■ PROBLEM DETAILS
The data below should be printed in full, exactly, and without any of its images.
--- begin RECORDED INFORMATION ---
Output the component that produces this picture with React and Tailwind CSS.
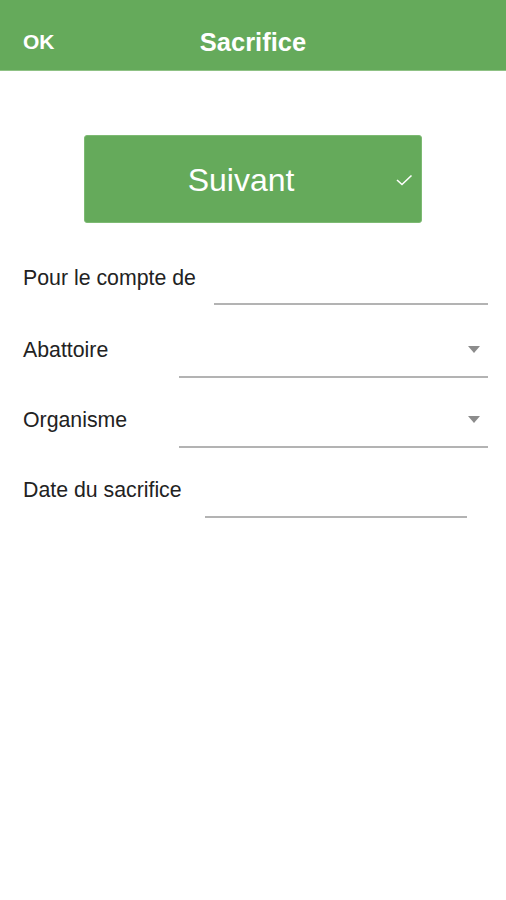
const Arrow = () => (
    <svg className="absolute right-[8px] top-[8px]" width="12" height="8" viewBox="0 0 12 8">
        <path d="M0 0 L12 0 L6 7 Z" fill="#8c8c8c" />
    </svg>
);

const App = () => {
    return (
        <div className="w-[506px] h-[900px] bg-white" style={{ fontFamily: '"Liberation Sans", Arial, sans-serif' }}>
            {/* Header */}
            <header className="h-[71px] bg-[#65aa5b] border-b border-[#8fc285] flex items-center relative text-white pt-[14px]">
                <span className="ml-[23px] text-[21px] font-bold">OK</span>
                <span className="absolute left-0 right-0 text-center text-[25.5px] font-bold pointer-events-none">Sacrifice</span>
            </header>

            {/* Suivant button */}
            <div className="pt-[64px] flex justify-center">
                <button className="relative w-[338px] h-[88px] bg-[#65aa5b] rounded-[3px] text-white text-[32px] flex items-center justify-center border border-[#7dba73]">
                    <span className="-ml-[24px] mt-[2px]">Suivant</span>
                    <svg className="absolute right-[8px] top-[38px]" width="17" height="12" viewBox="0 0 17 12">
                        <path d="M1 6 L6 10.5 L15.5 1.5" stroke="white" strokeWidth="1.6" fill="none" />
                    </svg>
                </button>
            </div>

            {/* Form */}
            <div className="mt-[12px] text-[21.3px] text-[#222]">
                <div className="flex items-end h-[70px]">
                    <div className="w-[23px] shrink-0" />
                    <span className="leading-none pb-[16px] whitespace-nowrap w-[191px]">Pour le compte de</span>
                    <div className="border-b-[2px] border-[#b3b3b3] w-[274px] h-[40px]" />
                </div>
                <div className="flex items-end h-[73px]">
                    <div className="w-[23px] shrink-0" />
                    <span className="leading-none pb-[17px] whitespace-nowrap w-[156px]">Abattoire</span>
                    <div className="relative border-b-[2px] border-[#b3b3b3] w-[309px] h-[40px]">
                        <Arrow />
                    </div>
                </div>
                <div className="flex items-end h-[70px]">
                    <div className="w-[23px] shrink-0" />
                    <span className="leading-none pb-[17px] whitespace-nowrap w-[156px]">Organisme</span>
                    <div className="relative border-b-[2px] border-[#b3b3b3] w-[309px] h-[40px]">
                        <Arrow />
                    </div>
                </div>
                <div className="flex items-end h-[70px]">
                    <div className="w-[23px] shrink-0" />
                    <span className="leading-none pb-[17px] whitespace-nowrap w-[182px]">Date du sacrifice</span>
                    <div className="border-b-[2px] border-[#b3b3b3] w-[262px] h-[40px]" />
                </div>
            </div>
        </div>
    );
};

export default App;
--- end RECORDED INFORMATION ---
■ COMPLETED EXERCISE
Output the component that produces this picture with React and Tailwind CSS.
const Arrow = () => (
    <svg className="absolute right-[8px] top-[8px]" width="12" height="8" viewBox="0 0 12 8">
        <path d="M0 0 L12 0 L6 7 Z" fill="#8c8c8c" />
    </svg>
);

const App = () => {
    return (
        <div className="w-[506px] h-[900px] bg-white" style={{ fontFamily: '"Liberation Sans", Arial, sans-serif' }}>
            {/* Header */}
            <header className="h-[71px] bg-[#65aa5b] border-b border-[#8fc285] flex items-center relative text-white pt-[14px]">
                <span className="ml-[23px] text-[21px] font-bold">OK</span>
                <span className="absolute left-0 right-0 text-center text-[25.5px] font-bold pointer-events-none">Sacrifice</span>
            </header>

            {/* Suivant button */}
            <div className="pt-[64px] flex justify-center">
                <button className="relative w-[338px] h-[88px] bg-[#65aa5b] rounded-[3px] text-white text-[32px] flex items-center justify-center border border-[#7dba73]">
                    <span className="-ml-[24px] mt-[2px]">Suivant</span>
                    <svg className="absolute right-[8px] top-[38px]" width="17" height="12" viewBox="0 0 17 12">
                        <path d="M1 6 L6 10.5 L15.5 1.5" stroke="white" strokeWidth="1.6" fill="none" />
                    </svg>
                </button>
            </div>

            {/* Form */}
            <div className="mt-[12px] text-[21.3px] text-[#222]">
                <div className="flex items-end h-[70px]">
                    <div className="w-[23px] shrink-0" />
                    <span className="leading-none pb-[16px] whitespace-nowrap w-[191px]">Pour le compte de</span>
                    <div className="border-b-[2px] border-[#b3b3b3] w-[274px] h-[40px]" />
                </div>
                <div className="flex items-end h-[73px]">
                    <div className="w-[23px] shrink-0" />
                    <span className="leading-none pb-[17px] whitespace-nowrap w-[156px]">Abattoire</span>
                    <div className="relative border-b-[2px] border-[#b3b3b3] w-[309px] h-[40px]">
                        <Arrow />
                    </div>
                </div>
                <div className="flex items-end h-[70px]">
                    <div className="w-[23px] shrink-0" />
                    <span className="leading-none pb-[17px] whitespace-nowrap w-[156px]">Organisme</span>
                    <div className="relative border-b-[2px] border-[#b3b3b3] w-[309px] h-[40px]">
                        <Arrow />
                    </div>
                </div>
                <div className="flex items-end h-[70px]">
                    <div className="w-[23px] shrink-0" />
                    <span className="leading-none pb-[17px] whitespace-nowrap w-[182px]">Date du sacrifice</span>
                    <div className="border-b-[2px] border-[#b3b3b3] w-[262px] h-[40px]" />
                </div>
            </div>
        </div>
    );
};

export default App;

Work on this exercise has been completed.